Reaction to Paul Trout's Article:

My initial reaction to Professor Trout's article on student Anti-Intellectualism [Spring 1997] was, "Here we go again, another Trout rave about the modem university going to hell...." I am sympathetic to Professor Trout's view. As a junior professor at my institution, I once called a bunch of students, who had not prepared for a discussion by reading assigned materials, parasites. Further, I asked them to leave class. They did, and marched straight to my Dean's office. I was mildly reprimanded for this incident with the vague threat, "At some schools you could be fired for doing that." Again, a few years later, I was taken to task by my school's EEO/ AA officer after a student complained about intellectual harassment. It seems she resented being forced to read, discuss, and write about "a really hard book" for an upper division seminar.

I also believe Professor Trout is way off base for his attack on "careerism." As a graduating high school student from a desperately poor Appalachian family, I surely would not have taken out student loans to become an English major. As an engineer, I was able to pay off those loans, and eventually land a fellowship enabling me to earn a PhD in the History and Philosophy of Science and Technology. "Careerism" has been denigrated by intellectual elite snobs ever since the Ecole Polytechnique opened its doors in Paris, and the German schools began encouraging Brotstudien. A colleague of mine, responding to an advisee's concern over job placement, told him, "Marketability, schmarketability, you're here to get an education, not to get a job." Not surprisingly, said student dropped out to take the first decent job offered to him. Unless we all want to teach like Socrates and give it away for free or, until the Revolution comes, a college education costs money. In a capitalist nation it is not unreasonable that many poor students seek a return on their investment.

Careerism in no way equates with anti-intellectualism. Anti-intellectualism, however, does seem to equate with intellectual elitism. Because a student's educational choices might well be influenced by his economic class, intellectual elitism also shares much with bourgeois liberal consciousness. Perhaps it is just another case of the liberal ventriloquist trying to represent reality for the poor ignorant dummies.

Pat Munday
Associate Professor of History & Philosophy
Program in Society & Technology
Montana Tech-University of Montana


Response to Pat Munday:

Professor Munday declares that I am way off base when I attack "careerism." Unfortunately, he doesn't tell us what he means by the term.

Obviously, I want students to find jobs after college, and I believe that college should prepare them--in all kinds of ways--to earn a living. All of us have to eat. In my essay, "careerism" is equated not with an understandable desire to be a productive member of society but with a mindset that evaluates almost every aspect of higher education in terms of how it directly contributes to advancing the student's vocational agenda. The careerist mindset often prompts students to resent and resist courses, information, and efforts that do not obviously support, in their eyes, their narrowly defined, utilitarian goals. When this happens, and it seems to be happening more frequently, careerism could be said to foster an anti-intellectual attitude, Munday's unargued declamation notwithstanding.

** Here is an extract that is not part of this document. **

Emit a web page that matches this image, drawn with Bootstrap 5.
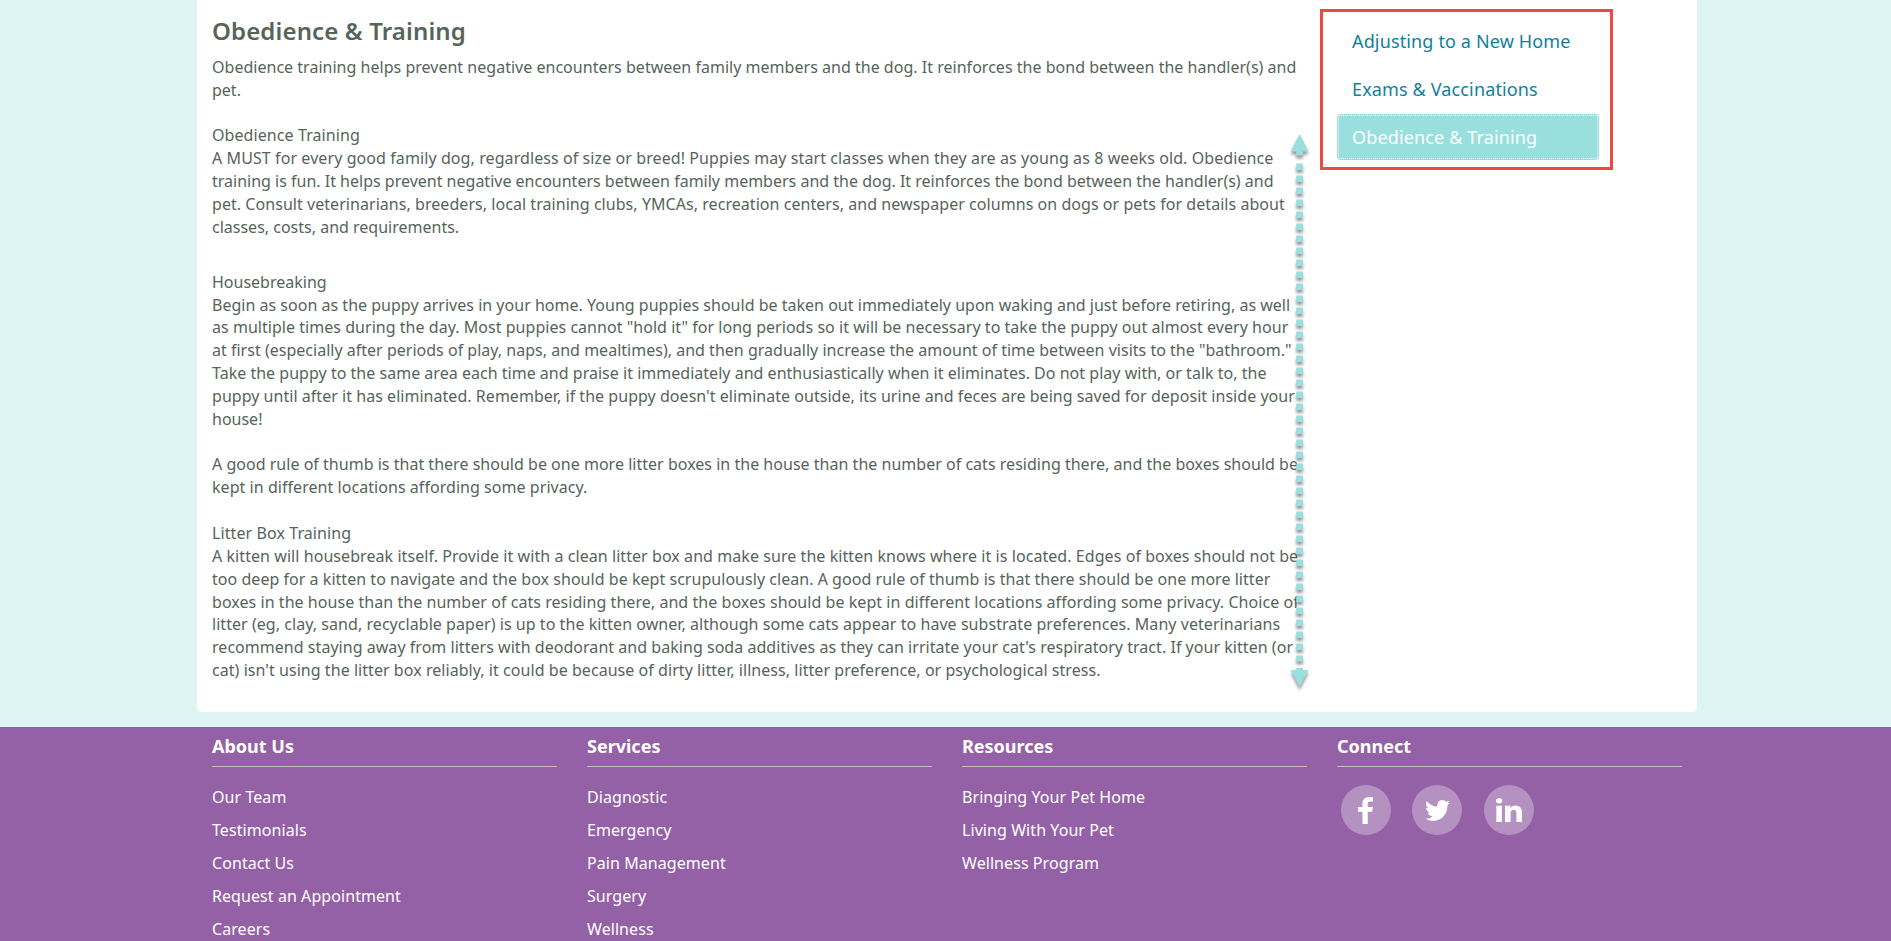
<!DOCTYPE html>
<html lang="en">
<head>
<meta charset="utf-8">
<title>Obedience &amp; Training</title>
<link href="https://cdn.jsdelivr.net/npm/bootstrap@5.3.0/dist/css/bootstrap.min.css" rel="stylesheet">
<style>
body{background:#dff5f4;font-family:"Noto Sans",sans-serif;font-size:16px;line-height:22.857px;color:#56645a;height:941px;overflow:hidden}
.wrap{width:1500px;margin-left:197px}
.page{height:712px;border-radius:0 0 5px 5px}
.pad15{padding-left:15px;padding-right:15px}
h1{font-size:24px;line-height:26px;margin:18px 0 11.7px;font-weight:600;letter-spacing:.14px}
.ln{white-space:nowrap;height:22.857px}
.gap-after{margin-bottom:32.3px}
.l1{letter-spacing:.014px}.l2{letter-spacing:.02px}.l3{letter-spacing:.036px}.l5{letter-spacing:.05px}.l6{letter-spacing:.064px}.l8{letter-spacing:.087px}
.side-box{width:293px;height:161px;margin:9px 0 0 -17px;border:3px solid #e94b43;padding:6px 11px 0 14px}
.side{display:block;height:46px;margin-bottom:2px;padding:12px 15px 10px;font-size:18px;line-height:23px;color:#0f7fa0;text-decoration:none;border-radius:4px;letter-spacing:.14px}
.side.active{background:#98dfde;color:#fff;outline:1px dotted #fff;outline-offset:-2px}
.arrow{left:1285px;top:130px;filter:drop-shadow(0 3px 1.5px rgba(60,45,60,.5))}
footer{background:#9461a6;margin-top:15px;height:214px;color:#fff}
footer h2{font-size:18px;line-height:20px;font-weight:700;margin:0 0 14px;padding:9px 0 10px;border-bottom:1px solid #c3bfc1}
.ft{display:block;height:33px;line-height:33px;color:#fff;text-decoration:none;letter-spacing:.07px}
.socials{gap:21.7px;padding:4px 0 0 3.7px}
.soc{width:50px;height:50px;background:#b491c1}
</style>
</head>
<body class="position-relative">
<div class="page wrap bg-white">
<div class="row g-0">
<main class="col-9 pad15">
<h1>Obedience &amp; Training</h1>
<div class="ln l2">Obedience training helps prevent negative encounters between family members and the dog. It reinforces the bond between the handler(s) and</div>
<div class="ln">pet.</div>
<div class="ln"></div>
<div class="ln l8">Obedience Training</div>
<div class="ln l8">A MUST for every good family dog, regardless of size or breed! Puppies may start classes when they are as young as 8 weeks old. Obedience</div>
<div class="ln">training is fun. It helps prevent negative encounters between family members and the dog. It reinforces the bond between the handler(s) and</div>
<div class="ln l5">pet. Consult veterinarians, breeders, local training clubs, YMCAs, recreation centers, and newspaper columns on dogs or pets for details about</div>
<div class="ln gap-after">classes, costs, and requirements.</div>
<div class="ln">Housebreaking</div>
<div class="ln l1">Begin as soon as the puppy arrives in your home. Young puppies should be taken out immediately upon waking and just before retiring, as well</div>
<div class="ln l3">as multiple times during the day. Most puppies cannot "hold it" for long periods so it will be necessary to take the puppy out almost every hour</div>
<div class="ln l1">at first (especially after periods of play, naps, and mealtimes), and then gradually increase the amount of time between visits to the "bathroom."</div>
<div class="ln l2">Take the puppy to the same area each time and praise it immediately and enthusiastically when it eliminates. Do not play with, or talk to, the</div>
<div class="ln l3">puppy until after it has eliminated. Remember, if the puppy doesn't eliminate outside, its urine and feces are being saved for deposit inside your</div>
<div class="ln">house!</div>
<div class="ln"></div>
<div class="ln l2">A good rule of thumb is that there should be one more litter boxes in the house than the number of cats residing there, and the boxes should be</div>
<div class="ln l5">kept in different locations affording some privacy.</div>
<div class="ln"></div>
<div class="ln l8">Litter Box Training</div>
<div class="ln l6">A kitten will housebreak itself. Provide it with a clean litter box and make sure the kitten knows where it is located. Edges of boxes should not be</div>
<div class="ln l3">too deep for a kitten to navigate and the box should be kept scrupulously clean. A good rule of thumb is that there should be one more litter</div>
<div class="ln l5">boxes in the house than the number of cats residing there, and the boxes should be kept in different locations affording some privacy. Choice of</div>
<div class="ln l5">litter (eg, clay, sand, recyclable paper) is up to the kitten owner, although some cats appear to have substrate preferences. Many veterinarians</div>
<div class="ln l3">recommend staying away from litters with deodorant and baking soda additives as they can irritate your cat's respiratory tract. If your kitten (or</div>
<div class="ln l5">cat) isn't using the litter box reliably, it could be because of dirty litter, illness, litter preference, or psychological stress.</div>
</main>
<div class="col-3 pad15">
<nav class="side-box">
<a class="side" href="#">Adjusting to a New Home</a>
<a class="side" href="#">Exams &amp; Vaccinations</a>
<a class="side active" href="#">Obedience &amp; Training</a>
</nav>
</div>
</div>
</div>
<svg class="arrow position-absolute" width="30" height="564" viewBox="0 0 30 564" fill="#98dfde">
<path d="M14.6 4 23.6 21.5H18V25.5H11.2V21.5H5.6z"/>
<path d="M14.6 33.6V531.5" stroke="#98dfde" stroke-width="6.6" stroke-dasharray="6.4 5.6"/>
<path d="M14.6 557 23.6 540H18V537.7H11.2V540H5.6z"/>
</svg>
<footer>
<div class="wrap">
<div class="row g-0">
<div class="col-3 pad15">
<h2>About Us</h2>
<a class="ft" href="#">Our Team</a>
<a class="ft" href="#">Testimonials</a>
<a class="ft" href="#">Contact Us</a>
<a class="ft" href="#">Request an Appointment</a>
<a class="ft" href="#">Careers</a>
</div>
<div class="col-3 pad15">
<h2>Services</h2>
<a class="ft" href="#">Diagnostic</a>
<a class="ft" href="#">Emergency</a>
<a class="ft" href="#">Pain Management</a>
<a class="ft" href="#">Surgery</a>
<a class="ft" href="#">Wellness</a>
</div>
<div class="col-3 pad15">
<h2>Resources</h2>
<a class="ft" href="#">Bringing Your Pet Home</a>
<a class="ft" href="#">Living With Your Pet</a>
<a class="ft" href="#">Wellness Program</a>
</div>
<div class="col-3 pad15">
<h2>Connect</h2>
<div class="d-flex socials">
<a class="soc rounded-circle d-flex align-items-center justify-content-center" href="#" aria-label="Facebook"><svg width="15" height="27" viewBox="95 0 864 1664" preserveAspectRatio="none" fill="#fff"><path d="M959 12v264h-157q-86 0-116 36t-30 108v189h293l-39 296h-254v759h-306v-759h-255v-296h255v-218q0-186 104-288.5t277-102.5q147 0 228 12z"/></svg></a>
<a class="soc rounded-circle d-flex align-items-center justify-content-center" href="#" aria-label="Twitter"><svg width="25" height="21" viewBox="108 256 1576 1280" preserveAspectRatio="none" fill="#fff"><path d="M1684 408q-67 98-162 167 1 14 1 42 0 130-38 259.5t-115.5 248.5-184.5 210.5-258 146-323 54.5q-271 0-496-145 35 4 78 4 225 0 401-138-105-2-188-64.5t-114-159.5q33 5 61 5 43 0 85-11-112-23-185.5-111.5t-73.5-205.5v-4q68 38 146 41-66-44-105-115t-39-154q0-88 44-163 121 149 294.5 238.5t371.5 99.5q-8-38-8-74 0-134 94.5-228.5t228.5-94.5q140 0 236 102 109-21 205-78-37 115-142 178 93-10 186-50z"/></svg></a>
<a class="soc rounded-circle d-flex align-items-center justify-content-center" href="#" aria-label="LinkedIn"><svg width="26" height="24" viewBox="128 148 1536 1468" preserveAspectRatio="none" fill="#fff"><path d="M477 625v991h-330v-991h330zm21-306q1 73-50.5 122t-135.5 49h-2q-82 0-132-49t-50-122q0-74 51.5-122.5t134.5-48.5 133 48.5 51 122.5zm1166 729v568h-329v-530q0-105-40.5-164.5t-126.5-59.5q-63 0-105.5 34.5t-63.5 85.5q-11 30-11 81v553h-329q2-399 2-647t-1-296l-1-48h329v144h-2q20-32 41-56t56.5-52 87-43.5 114.5-15.5q171 0 275 113.5t104 332.5z"/></svg></a>
</div>
</div>
</div>
</div>
</footer>
<script src="https://cdn.jsdelivr.net/npm/bootstrap@5.3.0/dist/js/bootstrap.bundle.min.js"></script>
</body>
</html>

I do not think that a preoccupation with narrowly defined occupational skills and knowledge is a good thing, either for students, employers, or the society at large. After all, personal plans and social needs change, and students must learn to be intellectually and occupationally flexible and resourceful. Moreover, students are not merely going to be workers but spouses, parents, relatives, voters, and members of many different social groups. To be personally fulfilled and to enact their varied social roles well, students--like other people--need a wide variety of skills and an extensive fund of information, knowledge, and wisdom. College should help them attain these things, as well as the values that sustain them and the country in the future.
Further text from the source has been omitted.